Return the whole listing, line for line, without the pictures in it.

[THE INPUT]
= = = =
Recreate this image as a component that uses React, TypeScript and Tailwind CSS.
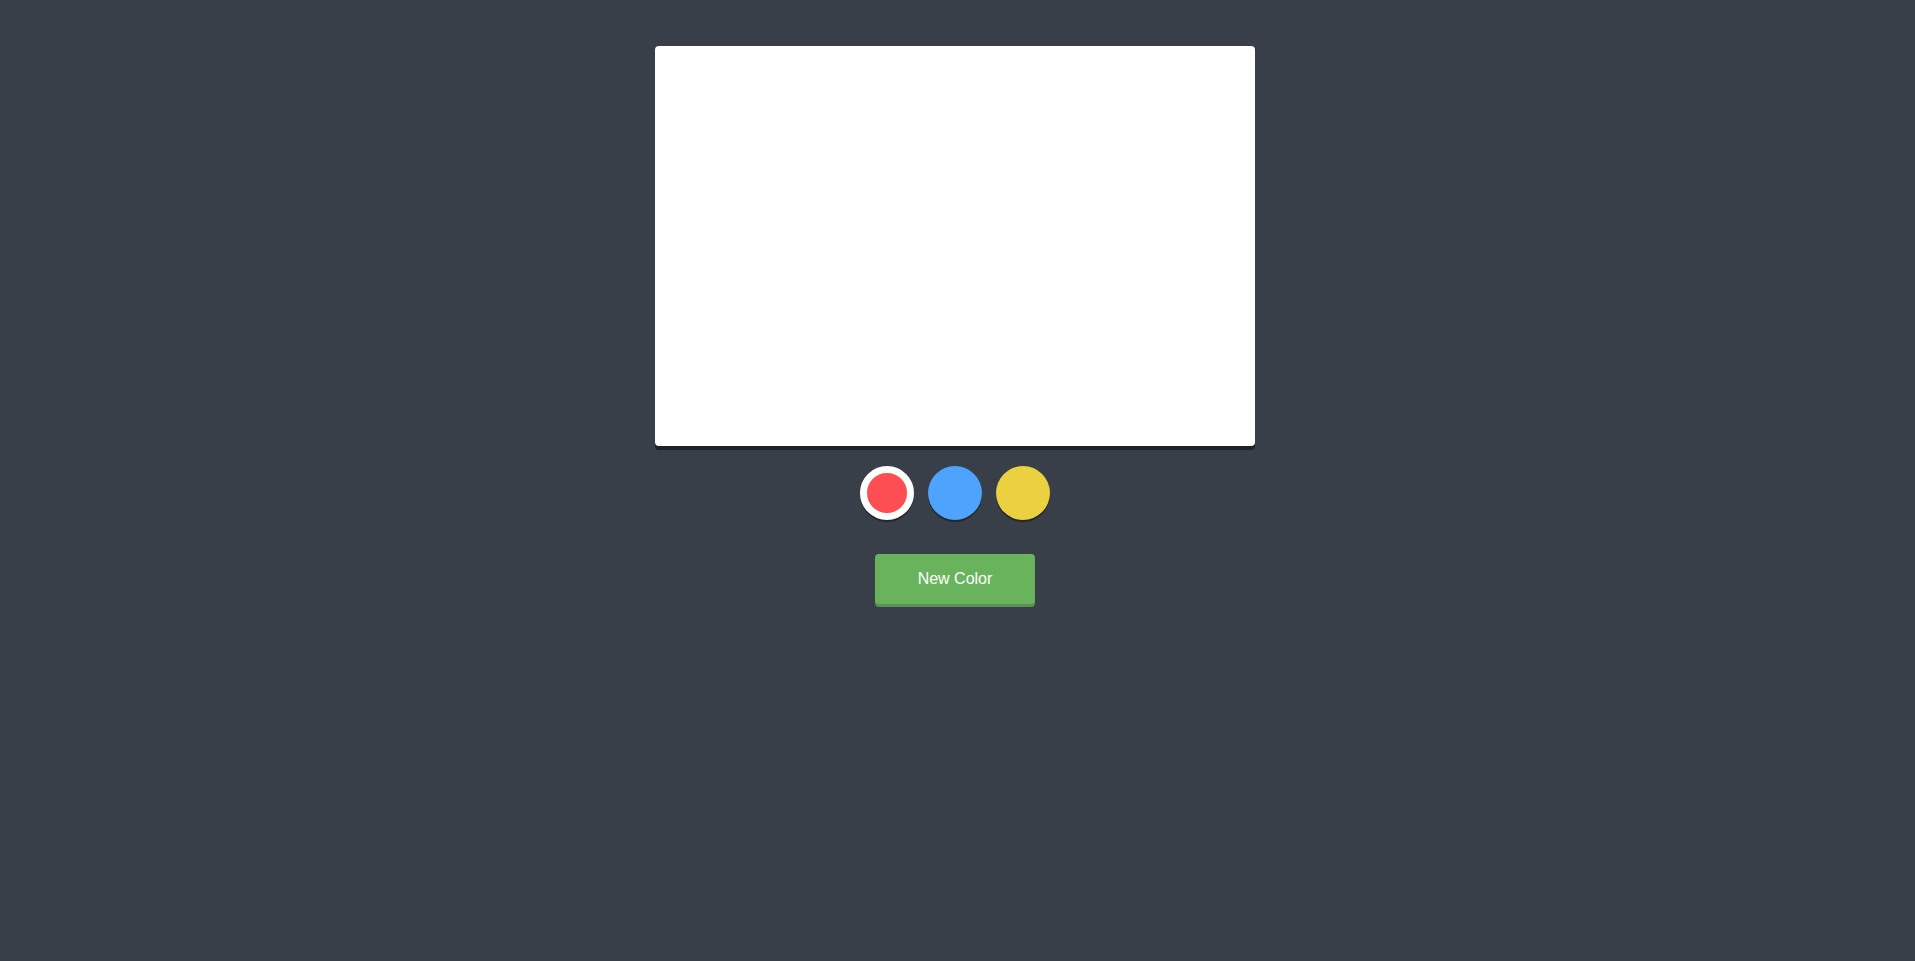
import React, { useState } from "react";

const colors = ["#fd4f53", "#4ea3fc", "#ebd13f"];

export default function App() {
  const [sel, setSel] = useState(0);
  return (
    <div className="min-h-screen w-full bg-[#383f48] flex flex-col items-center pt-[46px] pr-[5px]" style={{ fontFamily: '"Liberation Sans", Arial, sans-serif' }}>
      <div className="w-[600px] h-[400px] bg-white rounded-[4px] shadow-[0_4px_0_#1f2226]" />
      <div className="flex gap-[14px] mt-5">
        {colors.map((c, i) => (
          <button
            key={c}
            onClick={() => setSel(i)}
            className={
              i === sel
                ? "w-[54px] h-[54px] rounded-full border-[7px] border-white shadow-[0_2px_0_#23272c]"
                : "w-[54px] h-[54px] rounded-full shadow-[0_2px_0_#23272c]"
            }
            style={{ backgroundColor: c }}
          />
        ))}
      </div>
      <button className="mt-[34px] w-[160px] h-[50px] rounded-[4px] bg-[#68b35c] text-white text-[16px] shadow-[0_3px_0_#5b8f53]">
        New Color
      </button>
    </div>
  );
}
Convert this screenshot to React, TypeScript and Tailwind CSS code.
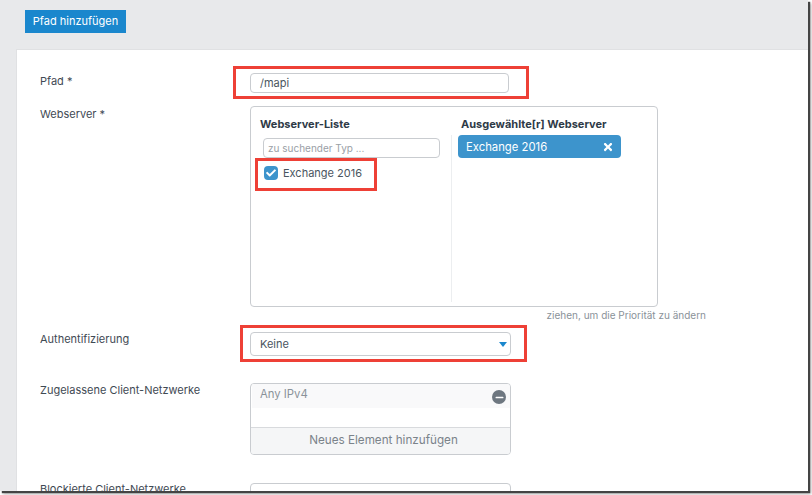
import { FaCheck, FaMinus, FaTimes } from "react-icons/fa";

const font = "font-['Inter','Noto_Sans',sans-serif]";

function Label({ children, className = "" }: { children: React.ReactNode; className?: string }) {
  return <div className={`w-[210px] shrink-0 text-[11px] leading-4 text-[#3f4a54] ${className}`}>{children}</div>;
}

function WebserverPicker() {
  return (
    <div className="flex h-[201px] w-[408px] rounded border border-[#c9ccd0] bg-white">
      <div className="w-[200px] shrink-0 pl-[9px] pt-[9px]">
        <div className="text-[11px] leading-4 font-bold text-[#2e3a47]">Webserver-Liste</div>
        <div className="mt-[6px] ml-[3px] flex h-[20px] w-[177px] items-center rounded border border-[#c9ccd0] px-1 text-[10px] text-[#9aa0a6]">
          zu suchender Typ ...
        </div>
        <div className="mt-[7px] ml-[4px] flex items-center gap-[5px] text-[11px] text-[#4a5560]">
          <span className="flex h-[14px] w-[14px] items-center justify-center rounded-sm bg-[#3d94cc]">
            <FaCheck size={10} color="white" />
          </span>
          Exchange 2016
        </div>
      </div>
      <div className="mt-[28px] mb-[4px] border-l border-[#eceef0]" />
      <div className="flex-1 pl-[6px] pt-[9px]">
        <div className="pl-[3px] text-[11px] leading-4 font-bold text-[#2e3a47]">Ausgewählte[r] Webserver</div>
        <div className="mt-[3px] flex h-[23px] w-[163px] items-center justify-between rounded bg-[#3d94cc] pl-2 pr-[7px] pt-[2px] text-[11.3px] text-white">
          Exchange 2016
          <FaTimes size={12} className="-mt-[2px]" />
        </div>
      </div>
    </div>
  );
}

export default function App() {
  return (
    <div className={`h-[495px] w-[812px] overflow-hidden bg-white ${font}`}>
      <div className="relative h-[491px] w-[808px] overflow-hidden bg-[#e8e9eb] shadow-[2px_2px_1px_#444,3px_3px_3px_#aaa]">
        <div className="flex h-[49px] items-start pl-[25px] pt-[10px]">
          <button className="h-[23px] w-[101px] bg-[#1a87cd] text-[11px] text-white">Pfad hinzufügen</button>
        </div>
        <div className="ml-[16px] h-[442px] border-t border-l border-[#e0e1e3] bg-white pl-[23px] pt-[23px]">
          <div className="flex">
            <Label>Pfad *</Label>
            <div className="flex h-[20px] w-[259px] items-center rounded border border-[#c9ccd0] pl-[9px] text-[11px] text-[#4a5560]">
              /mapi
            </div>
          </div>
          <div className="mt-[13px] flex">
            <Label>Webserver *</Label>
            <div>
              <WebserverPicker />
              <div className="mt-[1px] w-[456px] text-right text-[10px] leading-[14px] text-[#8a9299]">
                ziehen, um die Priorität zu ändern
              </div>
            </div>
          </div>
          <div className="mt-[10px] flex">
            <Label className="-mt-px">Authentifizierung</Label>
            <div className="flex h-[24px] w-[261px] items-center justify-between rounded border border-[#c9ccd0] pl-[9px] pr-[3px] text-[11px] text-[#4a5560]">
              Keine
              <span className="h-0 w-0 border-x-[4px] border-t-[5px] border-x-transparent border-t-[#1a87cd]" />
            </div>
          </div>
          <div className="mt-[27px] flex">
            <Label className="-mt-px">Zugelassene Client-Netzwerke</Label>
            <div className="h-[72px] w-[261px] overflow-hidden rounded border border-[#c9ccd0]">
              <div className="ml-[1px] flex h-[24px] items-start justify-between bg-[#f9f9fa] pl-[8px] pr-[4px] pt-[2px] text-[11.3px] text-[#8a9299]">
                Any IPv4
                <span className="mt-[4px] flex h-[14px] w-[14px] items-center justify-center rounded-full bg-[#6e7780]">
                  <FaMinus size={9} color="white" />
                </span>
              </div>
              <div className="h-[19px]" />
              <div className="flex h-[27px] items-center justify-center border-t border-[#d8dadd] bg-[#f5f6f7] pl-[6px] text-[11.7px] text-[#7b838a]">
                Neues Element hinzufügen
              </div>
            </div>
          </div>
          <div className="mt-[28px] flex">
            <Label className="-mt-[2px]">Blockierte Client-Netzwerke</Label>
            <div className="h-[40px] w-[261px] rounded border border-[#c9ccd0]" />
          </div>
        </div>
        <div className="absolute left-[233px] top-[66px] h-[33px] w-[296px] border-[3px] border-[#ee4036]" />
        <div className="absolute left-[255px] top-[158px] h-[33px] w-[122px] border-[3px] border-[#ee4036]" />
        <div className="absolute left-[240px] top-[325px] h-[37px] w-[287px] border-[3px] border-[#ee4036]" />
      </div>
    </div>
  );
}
= = = =
[WRITTEN REPLY]
Recreate this image as a component that uses React, TypeScript and Tailwind CSS.
import React, { useState } from "react";

const colors = ["#fd4f53", "#4ea3fc", "#ebd13f"];

export default function App() {
  const [sel, setSel] = useState(0);
  return (
    <div className="min-h-screen w-full bg-[#383f48] flex flex-col items-center pt-[46px] pr-[5px]" style={{ fontFamily: '"Liberation Sans", Arial, sans-serif' }}>
      <div className="w-[600px] h-[400px] bg-white rounded-[4px] shadow-[0_4px_0_#1f2226]" />
      <div className="flex gap-[14px] mt-5">
        {colors.map((c, i) => (
          <button
            key={c}
            onClick={() => setSel(i)}
            className={
              i === sel
                ? "w-[54px] h-[54px] rounded-full border-[7px] border-white shadow-[0_2px_0_#23272c]"
                : "w-[54px] h-[54px] rounded-full shadow-[0_2px_0_#23272c]"
            }
            style={{ backgroundColor: c }}
          />
        ))}
      </div>
      <button className="mt-[34px] w-[160px] h-[50px] rounded-[4px] bg-[#68b35c] text-white text-[16px] shadow-[0_3px_0_#5b8f53]">
        New Color
      </button>
    </div>
  );
}
Convert this screenshot to React, TypeScript and Tailwind CSS code.
import { FaCheck, FaMinus, FaTimes } from "react-icons/fa";

const font = "font-['Inter','Noto_Sans',sans-serif]";

function Label({ children, className = "" }: { children: React.ReactNode; className?: string }) {
  return <div className={`w-[210px] shrink-0 text-[11px] leading-4 text-[#3f4a54] ${className}`}>{children}</div>;
}

function WebserverPicker() {
  return (
    <div className="flex h-[201px] w-[408px] rounded border border-[#c9ccd0] bg-white">
      <div className="w-[200px] shrink-0 pl-[9px] pt-[9px]">
        <div className="text-[11px] leading-4 font-bold text-[#2e3a47]">Webserver-Liste</div>
        <div className="mt-[6px] ml-[3px] flex h-[20px] w-[177px] items-center rounded border border-[#c9ccd0] px-1 text-[10px] text-[#9aa0a6]">
          zu suchender Typ ...
        </div>
        <div className="mt-[7px] ml-[4px] flex items-center gap-[5px] text-[11px] text-[#4a5560]">
          <span className="flex h-[14px] w-[14px] items-center justify-center rounded-sm bg-[#3d94cc]">
            <FaCheck size={10} color="white" />
          </span>
          Exchange 2016
        </div>
      </div>
      <div className="mt-[28px] mb-[4px] border-l border-[#eceef0]" />
      <div className="flex-1 pl-[6px] pt-[9px]">
        <div className="pl-[3px] text-[11px] leading-4 font-bold text-[#2e3a47]">Ausgewählte[r] Webserver</div>
        <div className="mt-[3px] flex h-[23px] w-[163px] items-center justify-between rounded bg-[#3d94cc] pl-2 pr-[7px] pt-[2px] text-[11.3px] text-white">
          Exchange 2016
          <FaTimes size={12} className="-mt-[2px]" />
        </div>
      </div>
    </div>
  );
}

export default function App() {
  return (
    <div className={`h-[495px] w-[812px] overflow-hidden bg-white ${font}`}>
      <div className="relative h-[491px] w-[808px] overflow-hidden bg-[#e8e9eb] shadow-[2px_2px_1px_#444,3px_3px_3px_#aaa]">
        <div className="flex h-[49px] items-start pl-[25px] pt-[10px]">
          <button className="h-[23px] w-[101px] bg-[#1a87cd] text-[11px] text-white">Pfad hinzufügen</button>
        </div>
        <div className="ml-[16px] h-[442px] border-t border-l border-[#e0e1e3] bg-white pl-[23px] pt-[23px]">
          <div className="flex">
            <Label>Pfad *</Label>
            <div className="flex h-[20px] w-[259px] items-center rounded border border-[#c9ccd0] pl-[9px] text-[11px] text-[#4a5560]">
              /mapi
            </div>
          </div>
          <div className="mt-[13px] flex">
            <Label>Webserver *</Label>
            <div>
              <WebserverPicker />
              <div className="mt-[1px] w-[456px] text-right text-[10px] leading-[14px] text-[#8a9299]">
                ziehen, um die Priorität zu ändern
              </div>
            </div>
          </div>
          <div className="mt-[10px] flex">
            <Label className="-mt-px">Authentifizierung</Label>
            <div className="flex h-[24px] w-[261px] items-center justify-between rounded border border-[#c9ccd0] pl-[9px] pr-[3px] text-[11px] text-[#4a5560]">
              Keine
              <span className="h-0 w-0 border-x-[4px] border-t-[5px] border-x-transparent border-t-[#1a87cd]" />
            </div>
          </div>
          <div className="mt-[27px] flex">
            <Label className="-mt-px">Zugelassene Client-Netzwerke</Label>
            <div className="h-[72px] w-[261px] overflow-hidden rounded border border-[#c9ccd0]">
              <div className="ml-[1px] flex h-[24px] items-start justify-between bg-[#f9f9fa] pl-[8px] pr-[4px] pt-[2px] text-[11.3px] text-[#8a9299]">
                Any IPv4
                <span className="mt-[4px] flex h-[14px] w-[14px] items-center justify-center rounded-full bg-[#6e7780]">
                  <FaMinus size={9} color="white" />
                </span>
              </div>
              <div className="h-[19px]" />
              <div className="flex h-[27px] items-center justify-center border-t border-[#d8dadd] bg-[#f5f6f7] pl-[6px] text-[11.7px] text-[#7b838a]">
                Neues Element hinzufügen
              </div>
            </div>
          </div>
          <div className="mt-[28px] flex">
            <Label className="-mt-[2px]">Blockierte Client-Netzwerke</Label>
            <div className="h-[40px] w-[261px] rounded border border-[#c9ccd0]" />
          </div>
        </div>
        <div className="absolute left-[233px] top-[66px] h-[33px] w-[296px] border-[3px] border-[#ee4036]" />
        <div className="absolute left-[255px] top-[158px] h-[33px] w-[122px] border-[3px] border-[#ee4036]" />
        <div className="absolute left-[240px] top-[325px] h-[37px] w-[287px] border-[3px] border-[#ee4036]" />
      </div>
    </div>
  );
}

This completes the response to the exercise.